Two weeks later, appellant, her son and a male companion entered the United States from Mexico at Calexico, California. Appellant told the customs inspector that they were coming from Mexico where they had spent four hours. A pat-down of Chase and her companion and a search of her purse proved negative. A search of the car and luggage done with the assistance of a trained dog also failed to turn up contraband. The agent did find a hotel ashtray from Colombia and a Colombian magazine in the automobile which indicated a recent visit to that country, but there is no evidence that the parties were queried about this. Customs Inspector Ward fed the license number of the vehicle into the CADPIN system and a positive response or “hit” was received. Ward then ordered a strip search of appellant
The best that can be said is that Ward had a hunch that appellant had contraband concealed on or in her body despite the fact that the earlier search produced nothing. It is true that his hunch in this ease was correct and contraband was found concealed about her person. But should such a lucky hunch be the guideline in a determination of which females should or should not be
It is settled that even though probable cause is not required to initiate a border search (Henderson v. United States, 390 F.2d 805, 808 (9th Cir. 1967)), “mere suspicion” of contraband does not justify initiating a strip search. This Court has required that a strip search be supported by real suspicion. Henderson, supra at 808. Such suspicion has been defined as subjective suspicion supported by objective, articulable facts that would lead an experienced, prudent customs official to suspect that a particular person seeking to cross the border is concealing something on his body for the purpose of transporting it into the United States contrary to law. United States v. Guadalupe-Garza, 421 F.2d 876, 879 (9th Cir. 1970); United States v. Johnson, 425 F.2d 630, 632 (9th Cir. 1970). In addition, the objective arti-culable facts must bear some reasonable relationship to suspicions that something is concealed on the body of the person to be searched; otherwise, the scope of the search is not related to the justification for its initiation as it must be to meet the reasonableness standard of the Fourth Amendment. Guadalupe-Garza at 879.
The “real suspicion” test is not “mere suspicion” or a hunch. It is clear from the record that the search of appellant was based on the computer “hit” which the customs officials received from the CADPIN system and the Colombian artifacts which were found in the car. Although the artifacts may have been some indication that the appellant did not declare the full extent of her foreign travel, Ward did not question appellant concerning these items.
A computer report on an individual can supply the necessary real suspicion to justify a strip search so long as the official originating the report has such information as would have justified him in personally conducting the search. United States v. Williams, 459 F.2d 44 (9th Cir. 1972).
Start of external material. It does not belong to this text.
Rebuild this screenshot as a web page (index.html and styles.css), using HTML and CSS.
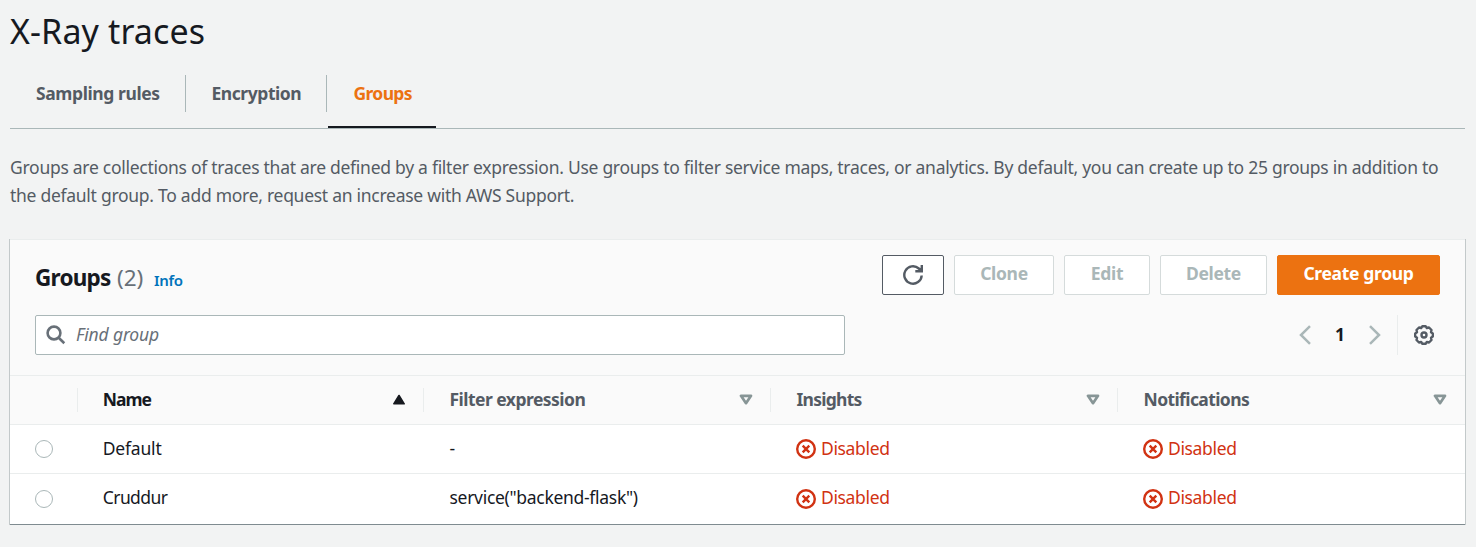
FILE: index.html
```
<!DOCTYPE html>
<html lang="en">
<head>
<meta charset="utf-8">
<title>X-Ray traces</title>
<link rel="stylesheet" href="styles.css">
</head>
<body>
<svg class="sprite" aria-hidden="true">
  <symbol id="status-error" viewBox="0 0 20 20"><circle cx="10" cy="10" r="8.8"/><path d="M6.7 6.7l6.6 6.6M13.3 6.7l-6.6 6.6"/></symbol>
  <symbol id="sort-down" viewBox="0 0 14 11"><path d="M2 1.8h10L7 9.2z"/></symbol>
</svg>
<main class="page">
  <h1 class="page-title">X-Ray traces</h1>
  <nav class="tabs">
    <a class="tab">Sampling rules</a>
    <a class="tab tab-encryption">Encryption</a>
    <a class="tab tab-active">Groups</a>
  </nav>
  <p class="description">Groups are collections of traces that are defined by a filter expression. Use groups to filter service maps, traces, or analytics. By default, you can create up to 25 groups in addition to<br>the default group. To add more, request an increase with AWS Support.</p>
  <section class="panel">
    <header class="panel-header">
      <div class="heading-row">
        <h2 class="heading"><span class="t-heading">Groups</span><span class="count">(2)</span></h2>
        <a class="info">Info</a>
        <div class="actions">
          <button class="button refresh" aria-label="Refresh"><svg class="icon" viewBox="0 0 20 20"><path d="M18.7 10.5A8.7 8.7 0 1 1 15.8 3.5L18.5 6M18.8 0v6.2h-6.5"/><path class="solid" d="M19.5 1v6h-6z"/></svg></button>
          <button class="button clone disabled">Clone</button>
          <button class="button edit disabled">Edit</button>
          <button class="button delete disabled">Delete</button>
          <button class="button primary">Create group</button>
        </div>
      </div>
      <div class="tools">
        <div class="search">
          <svg class="search-icon" viewBox="0 0 20 20"><circle cx="8" cy="8" r="6.4"/><path d="M12.7 12.7l5.6 5.5"/></svg>
          <span class="t-find">Find group</span>
        </div>
        <div class="pager">
          <svg class="chevron" viewBox="0 0 12 20"><path d="M11 1.2L2 10l9 8.8"/></svg>
          <span class="page-number">1</span>
          <svg class="chevron" viewBox="0 0 12 20"><path d="M1 1.2L10 10l-9 8.8"/></svg>
          <span class="divider"></span>
          <svg class="gear" viewBox="0 0 20 20"><path d="M7.2 3L8.4 1.2H11.6L12.8 3L15 2.5L17.5 5L17 7.2L18.8 8.4V11.6L17 12.8L17.5 15L15 17.5L12.8 17L11.6 18.8H8.4L7.2 17L5 17.5L2.5 15L3 12.8L1.2 11.6V8.4L3 7.2L2.5 5L5 2.5Z"/><circle cx="10" cy="10" r="2.5"/></svg>
        </div>
      </div>
    </header>
    <div class="table">
      <div class="row head">
        <div class="select"></div>
        <div class="cell name sorted"><span class="t-name">Name</span><svg class="sort" viewBox="0 0 14 11"><path d="M7 1.5L12.2 9.8H1.8z"/></svg></div>
        <div class="cell"><span class="t-filter">Filter expression</span><svg class="sort"><use href="#sort-down"/></svg></div>
        <div class="cell"><span class="t-insights">Insights</span><svg class="sort"><use href="#sort-down"/></svg></div>
        <div class="cell"><span class="t-notif">Notifications</span><svg class="sort"><use href="#sort-down"/></svg></div>
      </div>
      <div class="row">
        <div class="select"><span class="radio"></span></div>
        <div class="cell name"><span class="t-default">Default</span></div>
        <div class="cell"><span class="dash">-</span></div>
        <div class="cell status"><svg class="error"><use href="#status-error"/></svg><span class="t-disabled">Disabled</span></div>
        <div class="cell status"><svg class="error"><use href="#status-error"/></svg><span class="t-disabled">Disabled</span></div>
      </div>
      <div class="row last">
        <div class="select"><span class="radio"></span></div>
        <div class="cell name"><span class="t-cruddur">Cruddur</span></div>
        <div class="cell"><span class="t-service">service("backend-flask")</span></div>
        <div class="cell status"><svg class="error"><use href="#status-error"/></svg><span class="t-disabled">Disabled</span></div>
        <div class="cell status"><svg class="error"><use href="#status-error"/></svg><span class="t-disabled">Disabled</span></div>
      </div>
    </div>
  </section>
</main>
</body>
</html>
```
FILE: styles.css
```
* { box-sizing: border-box; }
body { margin: 0; background: #f2f3f3; color: #16191f; font: 17.5px/28px "Noto Sans", "Open Sans", sans-serif; }
h1, h2, p { margin: 0; }
svg { fill: none; stroke: currentColor; flex: none; }
.sprite { display: none; }
.page { padding: 8px 11px 0 10px; }
.page-title { font-size: 34px; line-height: 46px; font-weight: 400; white-space: nowrap; letter-spacing: .12px; }

.tabs { display: flex; height: 75px; border-bottom: 1px solid #aab7b8; padding-top: 21px; }
.tab { height: 37px; padding: 0 25px 0 26px; line-height: 36px; font-weight: 700; color: #545b64; border-right: 1px solid #aab7b8; width: 176px; white-space: nowrap; letter-spacing: -.4px; }
.tab-encryption { width: 141px; padding-left: 25.5px; letter-spacing: -.45px; }
.tab-active { width: 108px; height: 53px; margin-left: 1px; color: #ec7211; border-right: 0; border-bottom: 2px solid #16191f; padding-left: 25.5px; letter-spacing: -.65px; }

.description { padding-top: 24px; color: #545b64; white-space: nowrap; height: 110px; letter-spacing: -.275px; }

.panel { background: #fff; height: 286px; box-shadow: 0 1px 0 #ccd1d2, -1px 0 0 #c3c9ca, 1px 0 0 #c3c9ca; border-top: 1px solid #eaeded; border-bottom: 1px solid #7f8b90; }
.panel-header { background: #fafafa; height: 135px; padding: 15px 25px 0; }
.heading-row, .actions, .tools, .pager { display: flex; }
.heading-row { height: 40px; align-items: center; }
.heading { display: flex; font-size: 22.5px; line-height: 30px; font-weight: 700; padding-top: 6px; width: 119px; white-space: nowrap; }
.t-heading { width: 76px; letter-spacing: -.75px; }
.count { color: #687078; font-weight: 400; margin-left: 6px; }
.info { color: #0073bb; font-size: 15px; font-weight: 600; padding-top: 9px; letter-spacing: -.3px; }
.actions { margin-left: auto; gap: 10px; }
.button { height: 40px; padding: 0 0 4px; border: 1px solid #d5dbdb; border-radius: 2px; background: #fff; font: 700 17.5px/34px "Noto Sans", "Open Sans", sans-serif; white-space: nowrap; letter-spacing: -.33px; }
.refresh { width: 62px; border-color: #545b64; color: #545b64; display: grid; place-items: center; padding: 0; }
.icon { width: 20px; height: 20px; stroke-width: 2.4; }
.solid { fill: currentColor; stroke: none; }
.disabled { color: #aab7b8; }
.clone { width: 100px; }
.edit { width: 86px; }
.delete { width: 107px; }
.primary { width: 163px; color: #fff; background: #ec7211; border-color: #ec7211; }

.tools { margin-top: 20px; justify-content: space-between; }
.search { width: 810px; height: 40px; display: flex; align-items: center; border: 1px solid #aab7b8; border-radius: 2px; background: #fff; padding-left: 10px; color: #687078; font-style: italic; letter-spacing: -.15px; }
.search-icon { width: 20px; height: 20px; stroke-width: 2.6; margin-right: 10px; }
.t-find { padding-bottom: 2px; }
.pager { align-items: center; height: 40px; padding-right: 6px; }
.chevron { width: 12px; height: 20px; color: #aab7b8; stroke-width: 2.5; }
.page-number { width: 58px; text-align: center; font-weight: 700; padding-bottom: 2px; }
.divider { width: 1px; height: 40px; background: #eaeded; margin: 0 16px; }
.gear { width: 20px; height: 20px; color: #545b64; stroke-width: 2.4; stroke-linejoin: round; }

.row { display: grid; grid-template-columns: 68px 346px 347px 347px 347px; height: 49px; border-bottom: 1px solid #eaeded; line-height: 46px; }
.row .cell > span { padding-bottom: 2px; }
.head { height: 50px; background: #fafafa; border-top: 1px solid #eaeded; font-weight: 700; color: #545b64; }
.last { border-bottom: 0; }
.last .cell > span { padding-bottom: 3px; }
.cell { display: flex; align-items: center; padding: 0 17px 0 25.5px; white-space: nowrap; }
.name { padding-left: 24.8px; }
.head .select, .head .cell { border-right: 1px solid #eaeded; height: 24px; margin-top: 12px; }
.head .cell:last-child { border-right: 0; padding-right: 18px; }
.sorted { color: #16191f; }
.sort { width: 14px; height: 11px; margin-left: auto; margin-bottom: 1px; color: #879596; stroke-width: 2.7; stroke-linejoin: round; }
.sorted .sort { color: #16191f; fill: currentColor; stroke-width: 1.6; }
.select { display: flex; align-items: center; padding-left: 25px; }
.radio { width: 18px; height: 18px; border: 1px solid #aab7b8; border-radius: 50%; background: #fff; }
.status { color: #d13212; padding-left: 25px; }
.error { width: 20px; height: 20px; margin-right: 5px; stroke-width: 2.4; }
.t-name { letter-spacing: -1px; }
.t-filter { letter-spacing: -.53px; }
.t-insights { letter-spacing: -.75px; }
.t-notif { letter-spacing: -.6px; }
.t-default { letter-spacing: -.2px; }
.t-disabled { letter-spacing: -.35px; }
.t-cruddur { letter-spacing: -.6px; }
.t-service { letter-spacing: -.3px; }
```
When agent Beaulieu placed appellant’s name and vehicle number into the CADPIN system all he knew concerning her was that she intended making a trip to Bogota aboard the same flight that was carrying other persons whom he suspected of being cocaine couriers. He had no information that Chase’s trip was for the purpose of obtaining contraband or that she had any connection whatsoever with the other suspects aboard. Appellant’s relationship to the suspected couriers was not in any respect different from any of the other passenger relationships to those suspects. If the information which Beaulieu possessed at the time he submitted appellant’s name and number into the computer system constitutes the requisite “real suspicion,” then virtually every passenger on the flight to Bogota would legally have been a candidate for a strip search upon their return to the United States.
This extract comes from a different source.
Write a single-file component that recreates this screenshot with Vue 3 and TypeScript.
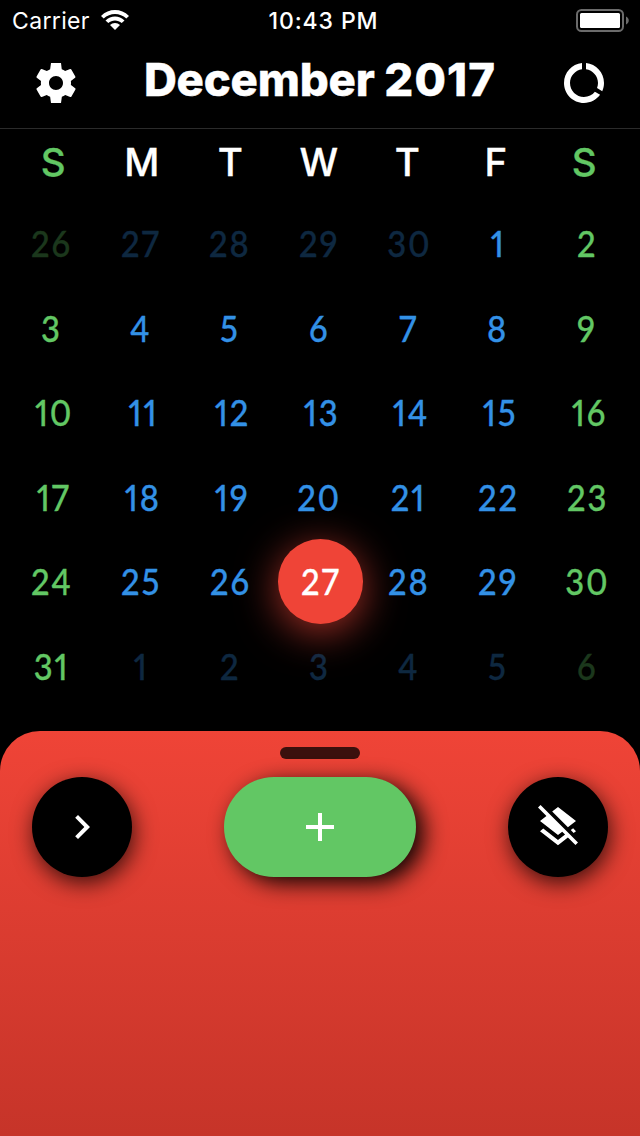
<script setup lang="ts">
interface Day {
  n: number
  weekend: boolean
  outside: boolean
  selected: boolean
}

const weekdays: string[] = ['S', 'M', 'T', 'W', 'T', 'F', 'S']

// The grid opens on November 26 and closes on January 6.
const days: Day[] = Array.from({ length: 42 }, (_, i) => {
  const offset = i - 4
  const n = offset < 1 ? 30 + offset : offset > 31 ? offset - 31 : offset
  return {
    n,
    weekend: i % 7 === 0 || i % 7 === 6,
    outside: offset < 1 || offset > 31,
    selected: offset === 27,
  }
})
</script>

<template>
  <div class="screen">
    <div class="status">
      <div class="carrier">
        <span>Carrier</span>
        <svg class="wifi" viewBox="0 0 28 20">
          <path d="M0 5.9C7.8-1.9 20.2-1.9 28 5.9L25.3 8.6C19 2.4 9 2.4 2.7 8.6Z" />
          <path d="M4.5 10.4C9.8 5.2 18.2 5.2 23.5 10.4L20.7 13.1C17 9.5 11 9.5 7.3 13.1Z" />
          <path d="M9 15C11.8 12.3 16.2 12.3 19 15L14 20Z" />
        </svg>
      </div>
      <div class="time">10:43 PM</div>
      <svg class="battery" viewBox="0 0 54 24">
        <rect x="1" y="1" width="46" height="21" rx="4.5" fill="none" stroke="#6b6b6b" stroke-width="2" />
        <rect x="4" y="4" width="40" height="15" rx="1.5" fill="#fff" />
        <path d="M50 7.6C53.7 9 53.7 14.2 50 15.4Z" fill="#6b6b6b" />
      </svg>
    </div>

    <header class="header">
      <svg class="icon" viewBox="0 0 24 24">
        <path d="M19.43 12.98c.04-.32.07-.64.07-.98s-.03-.66-.07-.98l2.11-1.65c.19-.15.24-.42.12-.64l-2-3.46c-.12-.22-.39-.3-.61-.22l-2.49 1c-.52-.4-1.08-.73-1.69-.98L14.5 2h-5l-.43 3.07c-.61.25-1.17.59-1.69.98l-2.49-1c-.23-.09-.49 0-.61.22l-2 3.46c-.13.22-.07.49.12.64l2.11 1.65c-.04.32-.07.65-.07.98s.03.66.07.98l-2.11 1.65c-.19.15-.24.42-.12.64l2 3.46c.12.22.39.3.61.22l2.49-1c.52.4 1.08.73 1.69.98L9.5 22h5l.43-3.07c.61-.25 1.17-.59 1.69-.98l2.49 1c.23.09.49 0 .61-.22l2-3.46c.12-.22.07-.49-.12-.64l-2.11-1.65zM12 15.5c-1.93 0-3.5-1.57-3.5-3.5s1.57-3.5 3.5-3.5 3.5 1.57 3.5 3.5-1.57 3.5-3.5 3.5z" />
      </svg>
      <h1 class="title">December <span class="year">2017</span></h1>
      <svg class="icon" viewBox="0 0 24 24">
        <path d="M13 2.05v3.03c3.39.49 6 3.39 6 6.92 0 .9-.18 1.75-.48 2.54l2.6 1.53c.56-1.24.88-2.62.88-4.07 0-5.18-3.95-9.45-9-9.95zM12 19c-3.87 0-7-3.13-7-7 0-3.53 2.61-6.43 6-6.92V2.05c-5.06.5-9 4.76-9 9.95 0 5.52 4.47 10 9.99 10 3.31 0 6.24-1.61 8.06-4.09l-2.6-1.53C16.17 17.98 14.21 19 12 19z" />
      </svg>
    </header>

    <div class="weekdays">
      <span v-for="(d, i) in weekdays" :key="i" :class="{ weekend: i === 0 || i === 6 }">{{ d }}</span>
    </div>

    <div class="days">
      <div
        v-for="(d, i) in days"
        :key="i"
        class="day"
        :class="{ weekend: d.weekend, outside: d.outside, selected: d.selected }"
      >
        <span class="num" :class="{ teen: d.n >= 10 && d.n < 20 }">{{ d.n }}</span>
      </div>
    </div>

    <section class="sheet">
      <div class="handle"></div>
      <div class="actions">
        <button class="round">
          <svg class="icon" viewBox="0 0 24 24"><path d="M10 6L8.59 7.41 13.17 12l-4.58 4.59L10 18l6-6z" /></svg>
        </button>
        <button class="round add">
          <svg class="icon" viewBox="0 0 24 24"><path d="M19 13h-6v6h-2v-6H5v-2h6V5h2v6h6v2z" /></svg>
        </button>
        <button class="round">
          <svg class="icon" viewBox="0 0 24 24"><path d="M19.81 14.99l1.19-.92-1.43-1.43-1.19.92 1.43 1.43zm-.45-4.72L21 9l-9-7-2.91 2.27 7.87 7.88 2.4-1.88zM3.27 1L2 2.27l4.22 4.22L3 9l1.63 1.27L12 16l2.1-1.63 1.43 1.43L12 18.54l-7.37-5.73L3 14.07l9 7 4.95-3.85L20.73 21 22 19.73 3.27 1z" /></svg>
        </button>
      </div>
    </section>
  </div>
</template>

<style>
body {
  background: #000;
}
</style>

<style scoped>
.screen {
  display: flex;
  flex-direction: column;
  width: 640px;
  height: 1136px;
  overflow: hidden;
  background: #000;
  color: #fff;
  font-family: Inter, 'Liberation Sans', sans-serif;
}
.status {
  display: grid;
  grid-template-columns: 1fr auto 1fr;
  align-items: center;
  height: 40px;
  padding: 0 10px 0 12px;
  font-size: 23px;
}
.carrier {
  display: flex;
  align-items: center;
  gap: 11px;
  letter-spacing: 0.35px;
}
.carrier span {
  padding-top: 2px;
}
.wifi {
  width: 28px;
  height: 20px;
  fill: #fff;
}
.time {
  padding: 2px 0 0 5px;
  font-weight: 500;
  letter-spacing: 0.9px;
}
.battery {
  justify-self: end;
  width: 54px;
  height: 24px;
  margin-top: 2px;
}
.header {
  display: flex;
  align-items: center;
  justify-content: space-between;
  box-sizing: border-box;
  height: 89px;
  padding: 0 32px 3px;
  border-bottom: 1px solid #2b2b2b;
}
.icon {
  display: block;
  width: 48px;
  height: 48px;
  fill: #fff;
}
.title {
  margin: 0 0 5px;
  font-size: 45.5px;
  font-weight: 800;
  line-height: 56px;
  letter-spacing: -0.2px;
  white-space: nowrap;
  -webkit-text-stroke: 0.4px #fff;
}
.year {
  letter-spacing: 1.1px;
}
.weekdays {
  display: grid;
  grid-template-columns: repeat(7, 1fr);
  height: 70px;
  padding: 0 11.5px 0 9px;
  font-size: 38.5px;
  font-weight: 500;
  line-height: 67px;
  text-align: center;
  -webkit-text-stroke: 0.3px;
}
.weekdays .weekend {
  color: #62c764;
}
.days {
  display: grid;
  grid-template-columns: repeat(7, 1fr);
  grid-auto-rows: 84.5px;
  height: 530px;
  margin-top: 2px;
  padding: 0 8px 0 7px;
}
.day {
  display: flex;
  align-items: center;
  justify-content: center;
  color: #3391e6;
  font-family: Lato, 'Open Sans', sans-serif;
  font-size: 36px;
  font-weight: 500;
  font-variant-numeric: proportional-nums;
  letter-spacing: 2px;
  -webkit-text-stroke: 0.3px;
}
.num {
  transform: scaleX(0.91);
}
/* The narrow leading 1 needs an optical shift to sit centred in its column. */
.num.teen {
  transform: translateX(2px) scaleX(0.91);
}
.day.weekend {
  color: #62c764;
}
.day.outside .num {
  opacity: 0.28;
}
.day.selected {
  justify-self: center;
  width: 85px;
  margin-left: 2px;
  border-radius: 50%;
  background: #ef4437;
  color: #fff;
  box-shadow: 0 8px 40px rgba(240, 68, 55, 0.7);
}
.sheet {
  display: flex;
  flex: 1;
  flex-direction: column;
  align-items: center;
  border-radius: 40px 40px 0 0;
  background: linear-gradient(#ef4437, #c63429);
}
.handle {
  width: 80px;
  height: 12px;
  margin-top: 16px;
  border-radius: 6px;
  background: #3b100d;
}
.actions {
  display: flex;
  justify-content: space-between;
  align-self: stretch;
  margin: 18px 32px 0;
}
.round {
  display: flex;
  align-items: center;
  justify-content: center;
  width: 100px;
  height: 100px;
  padding: 0;
  border: 0;
  border-radius: 50px;
  background: #000;
  box-shadow: 2px 6px 22px rgba(0, 0, 0, 0.75);
}
.add {
  width: 192px;
  background: #62c764;
  box-shadow: 8px 6px 22px rgba(0, 0, 0, 0.95);
}
</style>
The very purpose of this Court’s stringent requirements for a strip search is to protect innocent men and women from the degradation and humiliation which such a search entails. There is no question that a vast number of innocent individuals are subjected to strip searches when crossing the border.
I find it difficult to accept the conclusion that Beaulieu’s facts, although objective and articulable, bore some reasonable relationship to a suspicion that contraband would be concealed on the body of appellant. I therefore must conclude that the officer originating the
I would reverse because the denial of appellant’s motion to suppress was erroneous.
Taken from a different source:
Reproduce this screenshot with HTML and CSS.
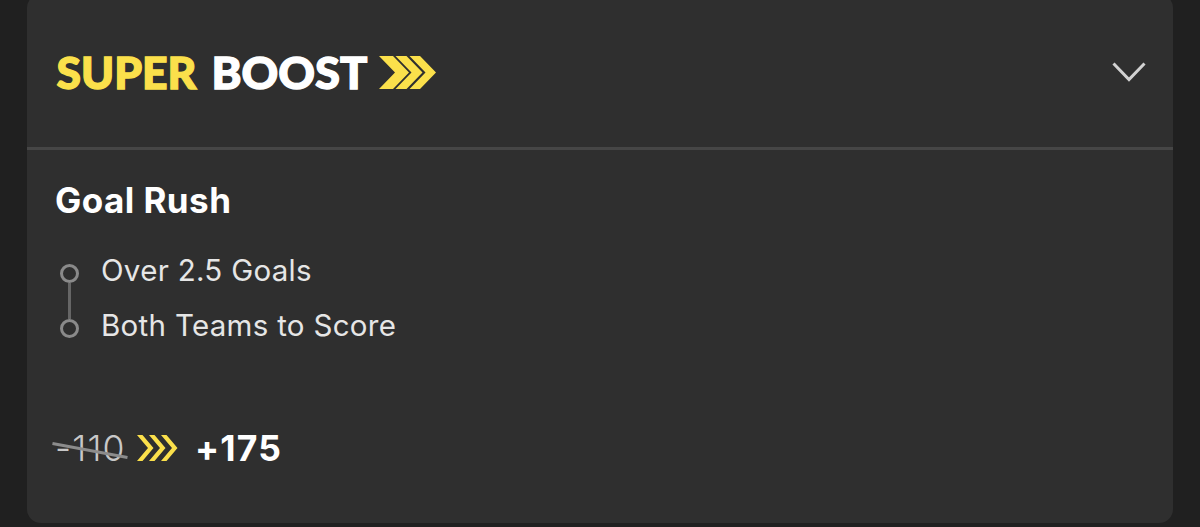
FILE: index.html
```html
<!DOCTYPE html>
<html lang="en">
<head>
    <meta charset="utf-8">
    <title>Super Boost</title>
    <link rel="stylesheet" href="styles.css">
</head>
<body>
    <div class="card">
        <div class="header">
            <svg class="logo" width="382" height="64" viewBox="0 -11 382 64">
                <text class="logo-super" x="0.500" y="37.500" textLength="140" lengthAdjust="spacingAndGlyphs">SUPER</text>
                <text class="logo-boost" x="155.500" y="37.500" textLength="156" lengthAdjust="spacingAndGlyphs">BOOST</text>
                <g class="logo-arrows">
                    <path d="M323 5h14l16 16.500L337 38h-14l16-16.500z"/>
                    <path d="M339.500 5h11l16 16.500L350.500 38h-11l16-16.500z"/>
                    <path d="M353.500 5h10.500l16 16.500L364 38h-10.500l16-16.500z"/>
                </g>
            </svg>
            <svg class="chevron" width="34" height="20" viewBox="0 0 34 20">
                <path d="M1.500 1.500L17 17.500 32.500 1.500"/>
            </svg>
        </div>
        <div class="content">
            <h2 class="title">Goal Rush</h2>
            <ul class="selections">
                <li>Over 2.5 Goals</li>
                <li>Both Teams to Score</li>
            </ul>
            <div class="odds">
                <span class="old-price">-110
                    <svg class="strike" width="76" height="17" viewBox="0 0 76 17">
                        <path d="M0.500 1.500L75.500 15.500"/>
                    </svg>
                </span>
                <svg class="arrows" width="42" height="26" viewBox="0 0 42 26">
                    <path d="M0 0h5.500l11 13L5.500 26H0L11 13z"/>
                    <path d="M12 0h5.500l11 13L17.500 26h-5.500L23 13z"/>
                    <path d="M24 0h5.500l11 13L29.500 26h-5.500L35 13z"/>
                </svg>
                <span class="new-price">+175</span>
            </div>
        </div>
    </div>
</body>
</html>
```
FILE: styles.css
```css
body {
    margin: 0;
    height: 527px;
    overflow: hidden;
    background-color: #202020;
    font-family: Inter, "Liberation Sans", sans-serif;
    color: #fff;
}

.card {
    box-sizing: border-box;
    width: 1146px;
    height: 529px;
    margin: -6px 0 0 27px;
    background-color: #2f2f2f;
    border-radius: 14px;
}

.header {
    box-sizing: border-box;
    height: 156px;
    padding: 2px 27px 0 29px;
    border-bottom: 3px solid #464646;
    display: flex;
    align-items: center;
    justify-content: space-between;
}

.logo {
    font-family: Lato, sans-serif;
    font-size: 44px;
    font-weight: 900;
}

.logo-super,
.logo-arrows,
.arrows {
    fill: #fbe04b;
}

.logo-boost {
    fill: #fff;
}

/* thicken the wordmark a little */
.logo-super {
    stroke: #fbe04b;
    stroke-width: 1.3;
}

.logo-boost {
    stroke: #fff;
    stroke-width: 1.3;
}

.chevron,
.strike {
    fill: none;
    stroke: #d2d2d2;
    stroke-width: 3;
}

.content {
    padding: 28px 28px 0;
}

.title {
    margin: 0;
    font-size: 35px;
    line-height: 44px;
    font-weight: 700;
    letter-spacing: 0.45px;
}

.selections {
    margin: 21px 0 0;
    padding: 0;
    list-style: none;
    font-size: 29.5px;
    color: #e6e6e6;
    letter-spacing: 0.3px;
}

.selections li {
    position: relative;
    height: 55px;
    line-height: 55px;
    padding-left: 46px;
}

.selections li::before {
    content: "";
    position: absolute;
    box-sizing: border-box;
    left: 5px;
    top: 21px;
    width: 19px;
    height: 19px;
    border: 3px solid #8a8a8a;
    border-radius: 50%;
}

/* line joining the two selections */
.selections li:first-child::after {
    content: "";
    position: absolute;
    left: 13px;
    top: 40px;
    width: 3px;
    height: 36px;
    background-color: #666;
}

.odds {
    margin-top: 73px;
    display: flex;
    align-items: center;
    height: 44px;
    font-size: 35.5px;
}

.old-price {
    position: relative;
    width: 82px;
    font-weight: 350;
    letter-spacing: 1.2px;
    color: #c8c8c8;
}

.strike {
    position: absolute;
    left: -3px;
    top: 15px;
    stroke: #8c8c8c;
}

.new-price {
    margin-left: 16px;
    font-weight: 700;
    letter-spacing: 1.2px;
}
```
. In Shorter the defendant was escorted to a secondary examination room after a customs agent noticed his nervous behavior, as well as the fact that “Shorter’s face was perspiring heavily and that despite the warm humid weather Shorter was bulkily dressed wearing an overcoat, a suit coat, and a dress shirt open at the neck exposing a turtle neck . sweater underneath.” 469 F.2d at 62. Shorter was requested to remove his overcoat and his suit coat and to empty his pockets onto the table, and then asked if he had failed to declare anything. Shorter then claimed, “you got me," and lifted the front of his shirt exposing a waist girdle containing packages of heroin. Shorter was arrested and it was only at this point that a strip search was ordered — revealing additional heroin. The Court noted that the heroin was first discovered before any strip search occurred:
“He was not subjected to either a skin or a body search until after the first packets of heroin were discovered. Therefore, the ‘real suspicion’ test is not applicable and this search comes well within the regular border search standard.” id. at 63-64.
Similarly, in Murray the defendant was merely “told to empty everything from his pockets and to remove his coat.” 403 F.2d at 695. As the defendant removed his coat, a customs agent observed rubber contraceptives containing heroin attached to his arm. No strip search was ordered and thus the Court held that the mere request to remove one’s coat does not constitute a strip search.
. Agent Ward testified that “We went ahead and searched the car, every conceivable place that we could find, all of the compartments. We went through all of the souvenir items which was (sic) in the car, and when we came up with nothing, we went back into the office for a personal search on the passengers of the car, and we requested that Mrs. Chase be searched.” (Tr. 61).
. See Judge Ely’s dissenting opinion in United States v. Holtz, 479 F.2d 89 (9th Cir. 1973).